> Problem to work on
Show every line of the records below that contains the word "with".
#### Input material ####
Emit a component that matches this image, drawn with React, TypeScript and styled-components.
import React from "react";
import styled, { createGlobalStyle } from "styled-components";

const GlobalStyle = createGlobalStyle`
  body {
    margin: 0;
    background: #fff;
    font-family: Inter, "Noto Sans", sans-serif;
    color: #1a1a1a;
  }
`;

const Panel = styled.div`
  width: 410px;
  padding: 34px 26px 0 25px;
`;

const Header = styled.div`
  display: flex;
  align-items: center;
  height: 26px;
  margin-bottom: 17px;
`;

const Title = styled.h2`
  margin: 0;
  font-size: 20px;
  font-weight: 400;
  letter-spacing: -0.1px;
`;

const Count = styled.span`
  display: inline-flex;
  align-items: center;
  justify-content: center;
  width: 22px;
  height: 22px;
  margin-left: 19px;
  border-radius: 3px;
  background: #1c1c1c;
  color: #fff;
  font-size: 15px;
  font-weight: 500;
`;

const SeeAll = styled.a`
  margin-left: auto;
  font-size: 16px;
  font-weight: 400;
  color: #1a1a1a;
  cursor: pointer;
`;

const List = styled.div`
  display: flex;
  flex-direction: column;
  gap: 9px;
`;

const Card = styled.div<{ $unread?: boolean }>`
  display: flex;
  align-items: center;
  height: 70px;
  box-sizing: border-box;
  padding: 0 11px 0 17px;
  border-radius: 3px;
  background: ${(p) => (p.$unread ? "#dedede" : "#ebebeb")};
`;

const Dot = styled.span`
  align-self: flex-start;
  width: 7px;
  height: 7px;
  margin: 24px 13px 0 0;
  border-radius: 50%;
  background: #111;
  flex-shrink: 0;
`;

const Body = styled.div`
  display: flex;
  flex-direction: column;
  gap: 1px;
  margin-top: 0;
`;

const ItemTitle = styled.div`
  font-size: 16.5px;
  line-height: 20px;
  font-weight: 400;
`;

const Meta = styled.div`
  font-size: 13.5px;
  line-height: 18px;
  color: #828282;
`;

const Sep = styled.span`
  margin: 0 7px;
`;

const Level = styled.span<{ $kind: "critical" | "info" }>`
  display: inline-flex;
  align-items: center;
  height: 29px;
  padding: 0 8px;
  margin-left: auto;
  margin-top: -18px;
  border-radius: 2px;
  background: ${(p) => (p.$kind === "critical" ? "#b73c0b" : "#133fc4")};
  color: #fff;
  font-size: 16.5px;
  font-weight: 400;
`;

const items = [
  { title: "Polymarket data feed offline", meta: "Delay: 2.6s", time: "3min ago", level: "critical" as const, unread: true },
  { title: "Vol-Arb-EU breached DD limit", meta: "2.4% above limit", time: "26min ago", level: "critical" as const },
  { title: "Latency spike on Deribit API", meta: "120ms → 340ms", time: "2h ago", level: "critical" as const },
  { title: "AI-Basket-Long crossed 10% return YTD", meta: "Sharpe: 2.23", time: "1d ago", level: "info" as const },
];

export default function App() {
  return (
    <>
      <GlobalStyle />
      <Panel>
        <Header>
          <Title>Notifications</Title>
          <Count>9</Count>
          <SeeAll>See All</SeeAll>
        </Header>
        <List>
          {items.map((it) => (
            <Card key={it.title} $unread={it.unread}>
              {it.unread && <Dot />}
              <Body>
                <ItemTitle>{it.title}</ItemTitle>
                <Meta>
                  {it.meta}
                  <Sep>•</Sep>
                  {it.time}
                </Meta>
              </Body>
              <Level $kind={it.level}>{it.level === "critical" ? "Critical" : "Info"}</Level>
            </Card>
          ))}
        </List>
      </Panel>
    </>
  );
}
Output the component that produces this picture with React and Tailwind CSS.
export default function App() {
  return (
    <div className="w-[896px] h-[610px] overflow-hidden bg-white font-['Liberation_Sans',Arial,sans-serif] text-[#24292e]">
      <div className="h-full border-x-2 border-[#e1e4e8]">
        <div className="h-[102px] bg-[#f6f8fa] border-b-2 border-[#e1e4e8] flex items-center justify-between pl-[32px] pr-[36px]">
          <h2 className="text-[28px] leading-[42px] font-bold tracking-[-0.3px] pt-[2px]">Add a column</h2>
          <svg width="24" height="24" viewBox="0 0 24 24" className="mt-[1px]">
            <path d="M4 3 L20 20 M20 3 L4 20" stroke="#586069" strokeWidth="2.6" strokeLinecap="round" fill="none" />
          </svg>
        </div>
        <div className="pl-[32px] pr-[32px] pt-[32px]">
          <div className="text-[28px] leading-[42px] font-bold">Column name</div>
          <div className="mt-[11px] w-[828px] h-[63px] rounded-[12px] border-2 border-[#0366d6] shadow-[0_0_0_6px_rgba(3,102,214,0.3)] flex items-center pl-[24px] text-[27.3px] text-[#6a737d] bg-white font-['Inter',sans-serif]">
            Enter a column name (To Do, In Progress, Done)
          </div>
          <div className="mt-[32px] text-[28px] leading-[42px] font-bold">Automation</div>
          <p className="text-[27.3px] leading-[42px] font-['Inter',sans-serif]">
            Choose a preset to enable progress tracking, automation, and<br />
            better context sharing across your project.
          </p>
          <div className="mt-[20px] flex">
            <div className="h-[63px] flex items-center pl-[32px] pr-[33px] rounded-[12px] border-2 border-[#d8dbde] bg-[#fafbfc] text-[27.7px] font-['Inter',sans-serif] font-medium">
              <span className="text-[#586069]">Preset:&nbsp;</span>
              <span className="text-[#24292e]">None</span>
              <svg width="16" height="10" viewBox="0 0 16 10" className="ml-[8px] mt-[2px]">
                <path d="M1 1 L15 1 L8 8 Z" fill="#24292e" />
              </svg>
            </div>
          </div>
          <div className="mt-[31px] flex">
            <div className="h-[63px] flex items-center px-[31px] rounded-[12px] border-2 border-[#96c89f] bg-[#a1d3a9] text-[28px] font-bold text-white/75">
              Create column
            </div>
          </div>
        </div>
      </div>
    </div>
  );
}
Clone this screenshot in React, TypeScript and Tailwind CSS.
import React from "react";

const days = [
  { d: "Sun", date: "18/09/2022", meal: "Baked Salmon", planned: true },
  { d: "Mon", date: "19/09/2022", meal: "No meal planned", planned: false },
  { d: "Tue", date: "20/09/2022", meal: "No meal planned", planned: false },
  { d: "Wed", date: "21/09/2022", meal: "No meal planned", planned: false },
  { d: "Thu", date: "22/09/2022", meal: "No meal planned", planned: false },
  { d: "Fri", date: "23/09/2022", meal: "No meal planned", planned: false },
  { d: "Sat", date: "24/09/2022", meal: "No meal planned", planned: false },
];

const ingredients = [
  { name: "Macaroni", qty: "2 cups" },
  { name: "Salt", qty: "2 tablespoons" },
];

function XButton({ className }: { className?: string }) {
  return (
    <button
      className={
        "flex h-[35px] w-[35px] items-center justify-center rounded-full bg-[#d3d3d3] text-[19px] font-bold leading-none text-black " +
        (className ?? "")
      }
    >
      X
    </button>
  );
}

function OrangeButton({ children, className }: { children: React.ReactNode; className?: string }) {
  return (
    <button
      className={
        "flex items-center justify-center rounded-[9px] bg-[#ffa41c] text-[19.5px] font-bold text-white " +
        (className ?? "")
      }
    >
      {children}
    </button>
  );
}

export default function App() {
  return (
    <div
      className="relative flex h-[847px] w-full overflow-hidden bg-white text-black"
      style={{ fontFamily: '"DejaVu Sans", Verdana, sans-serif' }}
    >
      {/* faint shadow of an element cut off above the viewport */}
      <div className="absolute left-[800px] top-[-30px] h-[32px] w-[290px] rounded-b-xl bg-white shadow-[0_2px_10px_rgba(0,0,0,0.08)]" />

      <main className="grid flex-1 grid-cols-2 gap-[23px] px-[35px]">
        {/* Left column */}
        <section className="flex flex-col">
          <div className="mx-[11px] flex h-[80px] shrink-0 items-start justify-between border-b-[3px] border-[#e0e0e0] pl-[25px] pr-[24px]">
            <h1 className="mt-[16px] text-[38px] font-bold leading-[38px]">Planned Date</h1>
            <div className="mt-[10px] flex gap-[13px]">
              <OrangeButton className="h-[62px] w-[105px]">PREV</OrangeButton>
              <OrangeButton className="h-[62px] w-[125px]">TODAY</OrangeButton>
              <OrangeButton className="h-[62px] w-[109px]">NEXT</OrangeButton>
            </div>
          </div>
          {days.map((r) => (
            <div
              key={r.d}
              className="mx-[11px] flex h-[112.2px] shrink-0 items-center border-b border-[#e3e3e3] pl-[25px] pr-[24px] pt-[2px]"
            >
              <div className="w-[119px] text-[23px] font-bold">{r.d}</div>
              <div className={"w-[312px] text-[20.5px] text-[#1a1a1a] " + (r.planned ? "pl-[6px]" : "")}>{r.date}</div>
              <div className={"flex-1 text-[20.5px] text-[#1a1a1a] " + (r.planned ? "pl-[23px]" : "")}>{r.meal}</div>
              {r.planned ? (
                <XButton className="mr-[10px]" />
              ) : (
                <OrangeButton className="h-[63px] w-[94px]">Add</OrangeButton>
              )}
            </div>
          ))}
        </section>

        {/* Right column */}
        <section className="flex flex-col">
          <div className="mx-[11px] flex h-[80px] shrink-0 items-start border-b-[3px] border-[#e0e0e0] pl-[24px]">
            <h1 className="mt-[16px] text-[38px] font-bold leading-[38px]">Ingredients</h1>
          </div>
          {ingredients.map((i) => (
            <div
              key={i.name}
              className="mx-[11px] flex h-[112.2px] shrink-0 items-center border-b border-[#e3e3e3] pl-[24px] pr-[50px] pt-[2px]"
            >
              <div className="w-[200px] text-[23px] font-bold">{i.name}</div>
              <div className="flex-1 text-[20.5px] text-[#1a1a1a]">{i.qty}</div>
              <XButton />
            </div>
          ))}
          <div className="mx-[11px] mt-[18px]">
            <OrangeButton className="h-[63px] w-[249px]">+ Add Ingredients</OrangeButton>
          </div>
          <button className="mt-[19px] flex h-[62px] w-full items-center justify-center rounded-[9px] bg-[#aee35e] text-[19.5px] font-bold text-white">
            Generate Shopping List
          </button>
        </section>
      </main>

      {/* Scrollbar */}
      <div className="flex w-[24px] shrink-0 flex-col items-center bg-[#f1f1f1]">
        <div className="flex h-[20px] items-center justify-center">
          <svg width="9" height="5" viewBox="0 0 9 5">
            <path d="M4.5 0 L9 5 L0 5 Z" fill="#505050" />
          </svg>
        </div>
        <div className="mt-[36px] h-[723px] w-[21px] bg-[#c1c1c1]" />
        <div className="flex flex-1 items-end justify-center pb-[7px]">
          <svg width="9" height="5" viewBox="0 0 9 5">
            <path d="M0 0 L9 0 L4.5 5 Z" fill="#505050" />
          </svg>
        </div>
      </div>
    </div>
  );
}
####
#### Input material ####
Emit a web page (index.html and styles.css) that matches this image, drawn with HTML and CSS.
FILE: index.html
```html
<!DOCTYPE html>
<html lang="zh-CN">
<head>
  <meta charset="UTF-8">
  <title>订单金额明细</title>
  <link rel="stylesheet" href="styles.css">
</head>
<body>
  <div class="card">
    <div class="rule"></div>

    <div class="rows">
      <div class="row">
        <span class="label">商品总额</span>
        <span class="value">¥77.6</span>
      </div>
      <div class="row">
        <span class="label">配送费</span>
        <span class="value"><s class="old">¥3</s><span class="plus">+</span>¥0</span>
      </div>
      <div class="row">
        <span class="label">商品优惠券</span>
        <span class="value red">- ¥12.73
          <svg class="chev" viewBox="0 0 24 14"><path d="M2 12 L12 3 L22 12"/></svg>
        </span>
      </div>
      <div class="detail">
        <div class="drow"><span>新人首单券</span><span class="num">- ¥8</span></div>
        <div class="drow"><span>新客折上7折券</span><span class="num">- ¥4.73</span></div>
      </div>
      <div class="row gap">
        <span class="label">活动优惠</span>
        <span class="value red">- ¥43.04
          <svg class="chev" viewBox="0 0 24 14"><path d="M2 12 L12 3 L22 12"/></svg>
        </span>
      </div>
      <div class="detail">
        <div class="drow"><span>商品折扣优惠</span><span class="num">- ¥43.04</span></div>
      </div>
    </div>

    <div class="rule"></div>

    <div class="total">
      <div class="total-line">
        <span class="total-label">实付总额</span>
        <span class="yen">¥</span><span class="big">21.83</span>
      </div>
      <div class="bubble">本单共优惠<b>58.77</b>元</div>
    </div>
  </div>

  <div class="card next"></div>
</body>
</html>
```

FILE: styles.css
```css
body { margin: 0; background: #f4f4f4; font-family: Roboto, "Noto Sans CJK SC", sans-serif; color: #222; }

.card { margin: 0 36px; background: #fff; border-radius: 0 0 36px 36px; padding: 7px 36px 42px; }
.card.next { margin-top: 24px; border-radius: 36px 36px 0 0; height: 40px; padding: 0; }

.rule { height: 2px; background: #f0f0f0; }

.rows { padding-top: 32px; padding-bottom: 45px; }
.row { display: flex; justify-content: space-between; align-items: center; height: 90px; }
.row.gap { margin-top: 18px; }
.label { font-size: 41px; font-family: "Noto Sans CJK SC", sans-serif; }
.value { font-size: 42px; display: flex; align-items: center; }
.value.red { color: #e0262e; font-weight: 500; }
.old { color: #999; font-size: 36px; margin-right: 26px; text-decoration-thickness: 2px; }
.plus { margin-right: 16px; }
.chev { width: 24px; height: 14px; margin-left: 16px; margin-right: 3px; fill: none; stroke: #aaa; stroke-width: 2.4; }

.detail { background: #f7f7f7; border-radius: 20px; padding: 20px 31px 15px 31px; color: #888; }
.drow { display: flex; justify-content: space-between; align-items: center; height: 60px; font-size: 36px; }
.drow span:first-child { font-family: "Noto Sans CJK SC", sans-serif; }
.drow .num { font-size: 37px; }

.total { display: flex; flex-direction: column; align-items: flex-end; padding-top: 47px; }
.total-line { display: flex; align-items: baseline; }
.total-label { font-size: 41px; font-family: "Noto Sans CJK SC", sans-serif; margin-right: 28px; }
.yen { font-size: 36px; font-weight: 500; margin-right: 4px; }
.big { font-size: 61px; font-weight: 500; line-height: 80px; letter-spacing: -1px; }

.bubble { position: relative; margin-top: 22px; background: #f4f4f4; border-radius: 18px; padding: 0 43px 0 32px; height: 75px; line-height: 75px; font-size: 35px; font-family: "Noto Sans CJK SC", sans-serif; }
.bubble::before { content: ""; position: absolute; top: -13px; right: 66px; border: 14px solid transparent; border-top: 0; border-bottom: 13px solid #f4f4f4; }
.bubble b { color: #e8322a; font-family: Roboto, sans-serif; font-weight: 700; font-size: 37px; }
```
####
#### Input material ####
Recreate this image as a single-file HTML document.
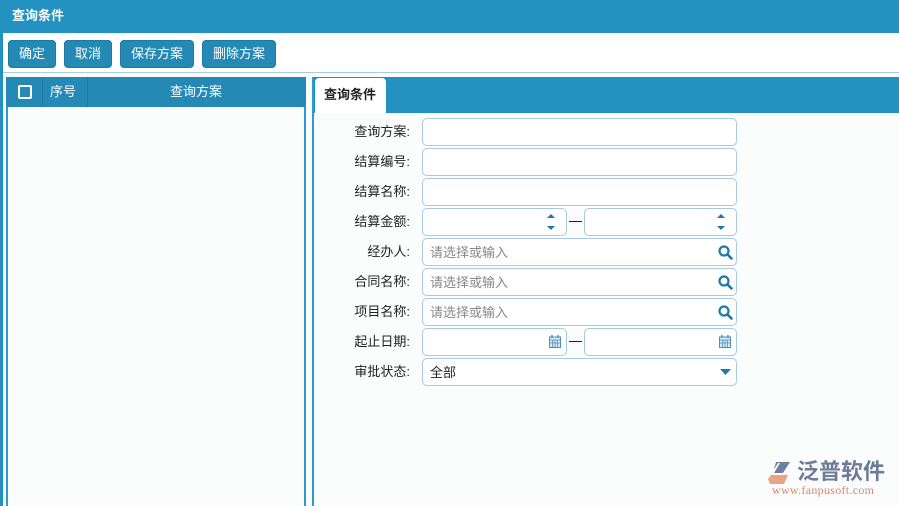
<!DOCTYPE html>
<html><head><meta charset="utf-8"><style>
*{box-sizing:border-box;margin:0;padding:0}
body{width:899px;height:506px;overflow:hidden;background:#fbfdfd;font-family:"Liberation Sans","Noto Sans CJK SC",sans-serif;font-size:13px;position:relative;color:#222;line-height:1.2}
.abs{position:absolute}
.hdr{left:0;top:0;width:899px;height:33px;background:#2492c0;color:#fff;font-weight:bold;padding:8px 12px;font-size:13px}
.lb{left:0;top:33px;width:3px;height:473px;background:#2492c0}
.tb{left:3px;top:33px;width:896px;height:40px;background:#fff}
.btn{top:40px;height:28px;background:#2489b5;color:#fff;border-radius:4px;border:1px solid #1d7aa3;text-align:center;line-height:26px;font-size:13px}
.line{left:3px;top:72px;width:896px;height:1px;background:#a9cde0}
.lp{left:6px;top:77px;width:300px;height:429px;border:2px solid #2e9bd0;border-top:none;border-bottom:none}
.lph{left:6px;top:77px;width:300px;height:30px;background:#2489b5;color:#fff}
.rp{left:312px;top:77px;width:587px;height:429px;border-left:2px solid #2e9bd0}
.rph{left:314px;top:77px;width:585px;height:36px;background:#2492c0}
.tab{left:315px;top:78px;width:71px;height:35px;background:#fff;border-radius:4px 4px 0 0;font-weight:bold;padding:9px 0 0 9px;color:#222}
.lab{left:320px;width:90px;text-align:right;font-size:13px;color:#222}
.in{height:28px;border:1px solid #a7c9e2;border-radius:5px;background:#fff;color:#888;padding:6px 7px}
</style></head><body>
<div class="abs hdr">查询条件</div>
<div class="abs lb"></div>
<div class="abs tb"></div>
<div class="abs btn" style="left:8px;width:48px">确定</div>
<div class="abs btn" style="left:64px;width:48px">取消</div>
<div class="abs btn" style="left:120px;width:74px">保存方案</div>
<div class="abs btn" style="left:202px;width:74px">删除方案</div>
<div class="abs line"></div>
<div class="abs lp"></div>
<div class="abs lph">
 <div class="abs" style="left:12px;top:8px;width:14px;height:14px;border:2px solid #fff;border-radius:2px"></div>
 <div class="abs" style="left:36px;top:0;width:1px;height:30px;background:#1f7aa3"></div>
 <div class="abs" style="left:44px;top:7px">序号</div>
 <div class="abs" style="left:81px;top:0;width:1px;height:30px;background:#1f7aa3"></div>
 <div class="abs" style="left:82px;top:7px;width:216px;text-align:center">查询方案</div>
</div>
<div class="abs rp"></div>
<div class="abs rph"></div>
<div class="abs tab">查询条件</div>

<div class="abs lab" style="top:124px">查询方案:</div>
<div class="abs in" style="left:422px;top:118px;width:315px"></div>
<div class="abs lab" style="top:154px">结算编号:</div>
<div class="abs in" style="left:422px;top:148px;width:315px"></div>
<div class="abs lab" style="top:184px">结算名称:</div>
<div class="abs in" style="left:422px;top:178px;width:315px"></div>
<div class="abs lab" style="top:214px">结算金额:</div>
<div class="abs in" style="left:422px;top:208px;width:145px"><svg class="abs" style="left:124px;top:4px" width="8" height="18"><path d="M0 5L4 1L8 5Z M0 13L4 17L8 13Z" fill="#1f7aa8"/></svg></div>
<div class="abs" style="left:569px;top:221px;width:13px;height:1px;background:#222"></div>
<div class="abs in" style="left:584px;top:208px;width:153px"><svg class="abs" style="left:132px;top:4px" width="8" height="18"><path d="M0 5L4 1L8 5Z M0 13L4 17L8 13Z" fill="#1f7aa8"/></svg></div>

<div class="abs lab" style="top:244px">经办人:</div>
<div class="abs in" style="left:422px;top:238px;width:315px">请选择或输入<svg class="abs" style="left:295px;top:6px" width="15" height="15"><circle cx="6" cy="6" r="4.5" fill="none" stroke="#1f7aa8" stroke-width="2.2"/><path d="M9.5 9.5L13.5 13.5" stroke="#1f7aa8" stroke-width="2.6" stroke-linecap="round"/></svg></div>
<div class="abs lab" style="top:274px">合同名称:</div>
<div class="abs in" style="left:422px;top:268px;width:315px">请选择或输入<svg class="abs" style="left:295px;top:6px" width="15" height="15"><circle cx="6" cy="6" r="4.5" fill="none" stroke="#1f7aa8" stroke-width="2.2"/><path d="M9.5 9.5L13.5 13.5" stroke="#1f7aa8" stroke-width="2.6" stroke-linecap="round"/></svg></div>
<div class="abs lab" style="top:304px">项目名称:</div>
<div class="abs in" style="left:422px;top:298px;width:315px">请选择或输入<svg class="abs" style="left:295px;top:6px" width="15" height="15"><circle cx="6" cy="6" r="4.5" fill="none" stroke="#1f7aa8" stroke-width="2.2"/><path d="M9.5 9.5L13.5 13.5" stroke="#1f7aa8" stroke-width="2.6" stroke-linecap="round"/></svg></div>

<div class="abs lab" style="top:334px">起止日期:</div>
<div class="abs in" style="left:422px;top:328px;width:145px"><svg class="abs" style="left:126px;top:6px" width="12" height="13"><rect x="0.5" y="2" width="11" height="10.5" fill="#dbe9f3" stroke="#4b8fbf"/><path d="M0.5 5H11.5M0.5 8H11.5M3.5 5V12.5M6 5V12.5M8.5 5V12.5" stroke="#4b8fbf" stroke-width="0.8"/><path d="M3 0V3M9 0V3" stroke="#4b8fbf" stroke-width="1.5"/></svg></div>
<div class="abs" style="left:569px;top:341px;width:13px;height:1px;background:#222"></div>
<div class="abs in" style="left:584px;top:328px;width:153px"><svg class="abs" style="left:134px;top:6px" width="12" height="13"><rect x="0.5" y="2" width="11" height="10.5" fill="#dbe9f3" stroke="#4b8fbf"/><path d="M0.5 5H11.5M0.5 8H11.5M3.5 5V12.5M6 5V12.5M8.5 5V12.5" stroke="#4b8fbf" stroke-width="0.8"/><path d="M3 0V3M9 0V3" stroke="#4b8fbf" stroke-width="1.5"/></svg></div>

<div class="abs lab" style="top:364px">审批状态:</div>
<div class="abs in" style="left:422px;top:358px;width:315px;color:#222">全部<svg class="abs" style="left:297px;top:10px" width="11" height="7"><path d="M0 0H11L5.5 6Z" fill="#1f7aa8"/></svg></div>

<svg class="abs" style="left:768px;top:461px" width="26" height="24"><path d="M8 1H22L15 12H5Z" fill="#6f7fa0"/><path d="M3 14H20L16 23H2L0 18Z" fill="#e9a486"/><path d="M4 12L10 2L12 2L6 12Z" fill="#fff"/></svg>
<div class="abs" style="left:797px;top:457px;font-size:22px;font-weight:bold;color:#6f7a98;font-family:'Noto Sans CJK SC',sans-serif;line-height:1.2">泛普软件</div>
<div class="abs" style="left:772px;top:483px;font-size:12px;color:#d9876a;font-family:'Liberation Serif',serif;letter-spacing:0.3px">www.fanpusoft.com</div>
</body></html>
####
> Written answer
Emit a component that matches this image, drawn with React, TypeScript and styled-components.
Output the component that produces this picture with React and Tailwind CSS.
Emit a web page (index.html and styles.css) that matches this image, drawn with HTML and CSS.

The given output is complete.